Opinion: Californians thumb their noses at marriage
By Joe Mathews, Zocalo Public Square
This month, The Accident gets hitched.
The Accident is my term of endearment (really!) for my baby sister Katie, who arrived, unexpectedly, 11 ½ years after me and seven years after my brother. She exchanged vows in L.A.’s San Gabriel Valley with her longtime boyfriend, Matt, in a big family wedding that (my mother would like you to know) is costing a fortune.
I thought this family milestone was a totally unremarkable story — hardly worthy of a column — until I came across some data on California and its families. In our state, a seemingly conventional marriage is now exceptional. And Katie and Matt—who, if encountered on the street, would appear to be fairly conventional millennial professionals—just might be radicals.
Marriage rates are declining across the country and the industrialized world, and married couples represent fewer than half of American households. In California, the trend runs even deeper: The state’s marriage rate has reached almost European lows. There are fewer than six marriages a year now for every 1,000 Californians, putting the state at or near the bottom of the nation. (The rate in Arkansas, for example, is nearly twice as high.) Matt and Katie are swimming against a strong tide.
In California and around the country, people who are tying the knot are waiting longer to do so. The reasons for this are much debated, but one factor seems to be how long it takes people to get through school and find an economic footing. Such waits are particularly long in high-cost places like the Bay Area, where Katie and Matt live. My sister tells me that people there keep telling her that she’s “pretty young” to be getting married. That’s flattering but not true. She’s 29, a couple years older than the average American (and Californian) bride.
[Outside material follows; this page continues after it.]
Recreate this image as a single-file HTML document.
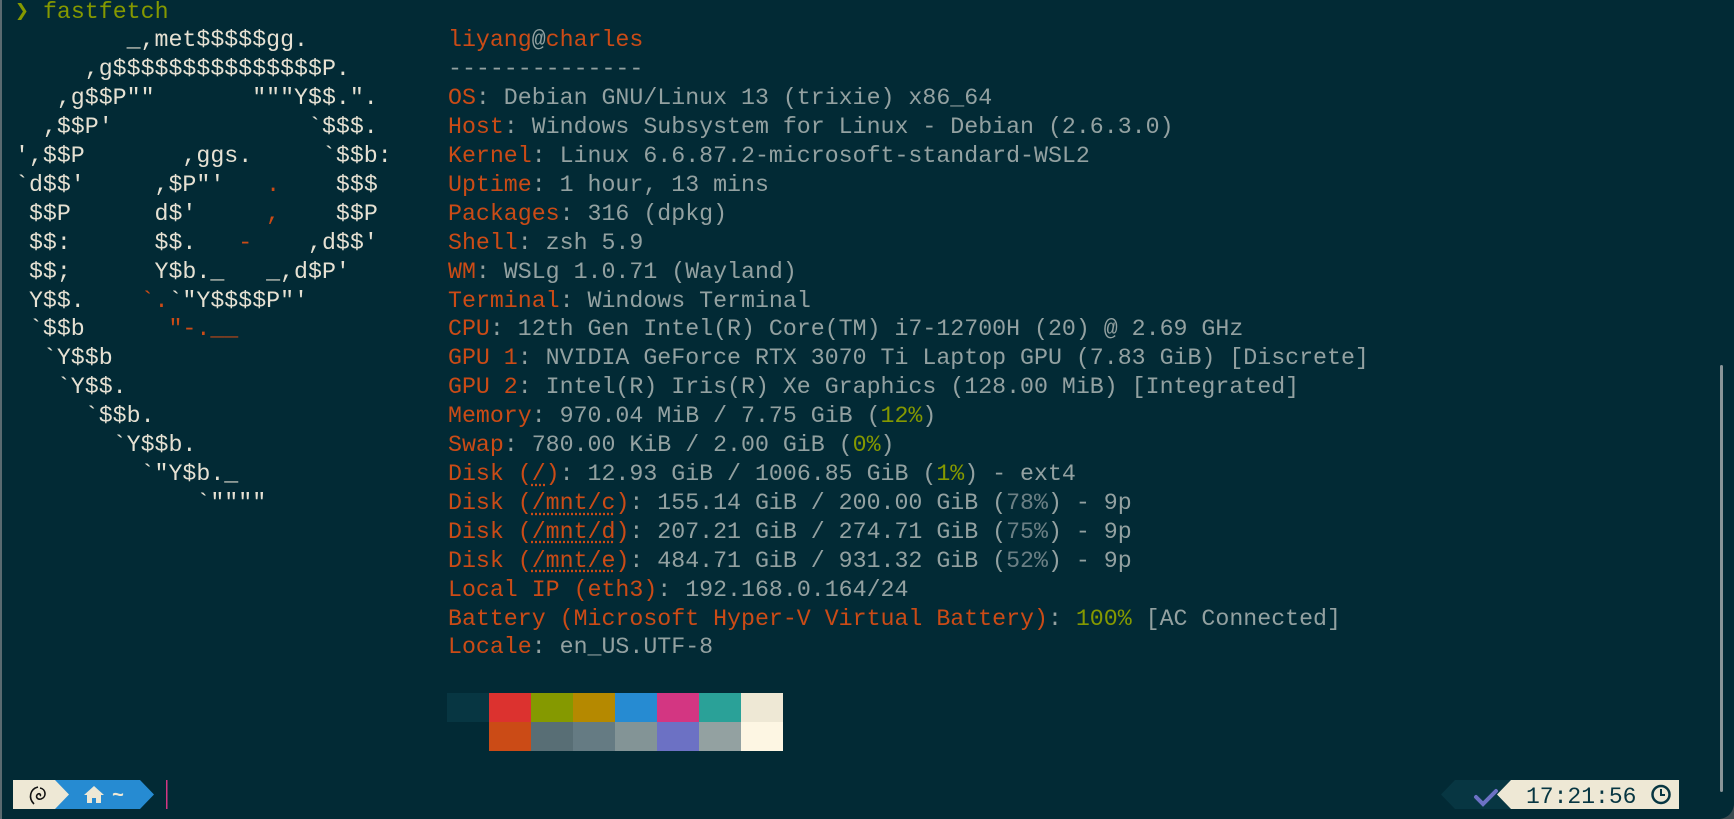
<!DOCTYPE html>
<html><head><meta charset="utf-8"><style>
html,body{margin:0;padding:0;width:1734px;height:819px;overflow:hidden;background:#022a35;}
pre{position:absolute;margin:0;font-family:"Liberation Mono","DejaVu Sans Mono",monospace;font-size:23.25px;line-height:28.9px;color:#93a1a1;}
#logo{left:15px;top:-2.5px;color:#e6e1d3;}
#info{left:448px;top:26.4px;}
.o{color:#cb4b16}.g{color:#859900}.w{color:#e6e1d3}.d{color:#6c8085}
u{text-decoration:underline dotted;text-underline-offset:4px}
.blk{position:absolute;width:42px;height:29px}
</style></head><body>
<div style="position:absolute;left:0;top:0;width:2px;height:819px;background:#5a6a70"></div>
<pre id="logo"><span class="g"><b>❯</b> fastfetch</span>
        _,met$$$$$gg.
     ,g$$$$$$$$$$$$$$$P.
   ,g$$P""       """Y$$.".
  ,$$P'              `$$$.
',$$P       ,ggs.     `$$b:
`d$$'     ,$P"'   <span class="o">.</span>    $$$
 $$P      d$'     <span class="o">,</span>    $$P
 $$:      $$.   <span class="o">-</span>    ,d$$'
 $$;      Y$b._   _,d$P'
 Y$$.    <span class="o">`.</span>`"Y$$$$P"'
 `$$b      <span class="o">"-.__</span>
  `Y$$b
   `Y$$.
     `$$b.
       `Y$$b.
         `"Y$b._
             `""""</pre>
<pre id="info"><span class="o">liyang</span>@<span class="o">charles</span>
--------------
<span class="o">OS</span>: Debian GNU/Linux 13 (trixie) x86_64
<span class="o">Host</span>: Windows Subsystem for Linux - Debian (2.6.3.0)
<span class="o">Kernel</span>: Linux 6.6.87.2-microsoft-standard-WSL2
<span class="o">Uptime</span>: 1 hour, 13 mins
<span class="o">Packages</span>: 316 (dpkg)
<span class="o">Shell</span>: zsh 5.9
<span class="o">WM</span>: WSLg 1.0.71 (Wayland)
<span class="o">Terminal</span>: Windows Terminal
<span class="o">CPU</span>: 12th Gen Intel(R) Core(TM) i7-12700H (20) @ 2.69 GHz
<span class="o">GPU 1</span>: NVIDIA GeForce RTX 3070 Ti Laptop GPU (7.83 GiB) [Discrete]
<span class="o">GPU 2</span>: Intel(R) Iris(R) Xe Graphics (128.00 MiB) [Integrated]
<span class="o">Memory</span>: 970.04 MiB / 7.75 GiB (<span class="g">12%</span>)
<span class="o">Swap</span>: 780.00 KiB / 2.00 GiB (<span class="g">0%</span>)
<span class="o">Disk (<u>/</u>)</span>: 12.93 GiB / 1006.85 GiB (<span class="g">1%</span>) - ext4
<span class="o">Disk (<u>/mnt/c</u>)</span>: 155.14 GiB / 200.00 GiB (<span class="d">78%</span>) - 9p
<span class="o">Disk (<u>/mnt/d</u>)</span>: 207.21 GiB / 274.71 GiB (<span class="d">75%</span>) - 9p
<span class="o">Disk (<u>/mnt/e</u>)</span>: 484.71 GiB / 931.32 GiB (<span class="d">52%</span>) - 9p
<span class="o">Local IP (eth3)</span>: 192.168.0.164/24
<span class="o">Battery (Microsoft Hyper-V Virtual Battery)</span>: <span class="g">100%</span> [AC Connected]
<span class="o">Locale</span>: en_US.UTF-8</pre>
<div class="blk" style="left:447px;top:693px;background:#073642"></div>
<div class="blk" style="left:489px;top:693px;background:#dc322f"></div>
<div class="blk" style="left:531px;top:693px;background:#859900"></div>
<div class="blk" style="left:573px;top:693px;background:#b58900"></div>
<div class="blk" style="left:615px;top:693px;background:#268bd2"></div>
<div class="blk" style="left:657px;top:693px;background:#d33682"></div>
<div class="blk" style="left:699px;top:693px;background:#2aa198"></div>
<div class="blk" style="left:741px;top:693px;background:#eee8d5"></div>
<div class="blk" style="left:489px;top:722px;background:#cb4b16"></div>
<div class="blk" style="left:531px;top:722px;background:#586e75"></div>
<div class="blk" style="left:573px;top:722px;background:#657b83"></div>
<div class="blk" style="left:615px;top:722px;background:#839496"></div>
<div class="blk" style="left:657px;top:722px;background:#6c71c4"></div>
<div class="blk" style="left:699px;top:722px;background:#93a1a1"></div>
<div class="blk" style="left:741px;top:722px;background:#fdf6e3"></div>

<svg style="position:absolute;left:0;top:0" width="1734" height="819">
  <polygon points="55,780 140,780 154,794.5 140,809 55,809" fill="#268bd2"/>
  <polygon points="13,780 55,780 69,794.5 55,809 13,809" fill="#eee8d5"/>
  <path d="M38,787 C30,789 28,798 34,804 M40,788 C46,789 47,797 41,799 C37,800 35,796 38,794 C40,793 41,795 40,796" stroke="#111" stroke-width="1.6" fill="none"/>
  <path d="M84,795 L94,786 L104,795 L101,795 L101,803 L96,803 L96,798 L92,798 L92,803 L87,803 L87,795 Z" fill="#eee8d5"/>
  <text x="112" y="801" font-family="Liberation Mono,monospace" font-size="20" font-weight="bold" fill="#eee8d5">~</text>
  <rect x="166" y="780" width="1.5" height="29" fill="#d33682"/>
  <polygon points="1441,794.5 1455,780 1515,780 1515,809 1455,809" fill="#073642"/>
  <polygon points="1497,794.5 1511,780 1679,780 1679,809 1511,809" fill="#eee8d5"/>
  <path d="M1476,797 L1483,804 L1496,791" stroke="#6c71c4" stroke-width="4" fill="none" stroke-linecap="round"/>
  <text x="1526" y="803" font-family="Liberation Mono,monospace" font-size="23" fill="#073642">17:21:56</text>
  <circle cx="1661" cy="794.5" r="8.5" stroke="#073642" stroke-width="2.5" fill="none"/>
  <path d="M1661,789 L1661,795 L1665,795" stroke="#073642" stroke-width="2" fill="none"/>
  <rect x="1720" y="365" width="3" height="427" rx="1.5" fill="#8a9598"/>
  <path d="M1734,805 Q1732,817 1720,819 L1734,819 Z" fill="#3a4a50"/>
</svg>
</body></html>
A decline in marriages may not be worrisome in itself, but in California it has been accompanied by a rapid decline in the number of children. The number of children under 10 in L.A. County dropped by 17 percent in the last decade. Some demographers have raised alarm that the sliding birth rate, in combination with diminished immigration, is producing a child shortage in the state. We need to produce more future taxpayers to buy houses and support the retirements of the old.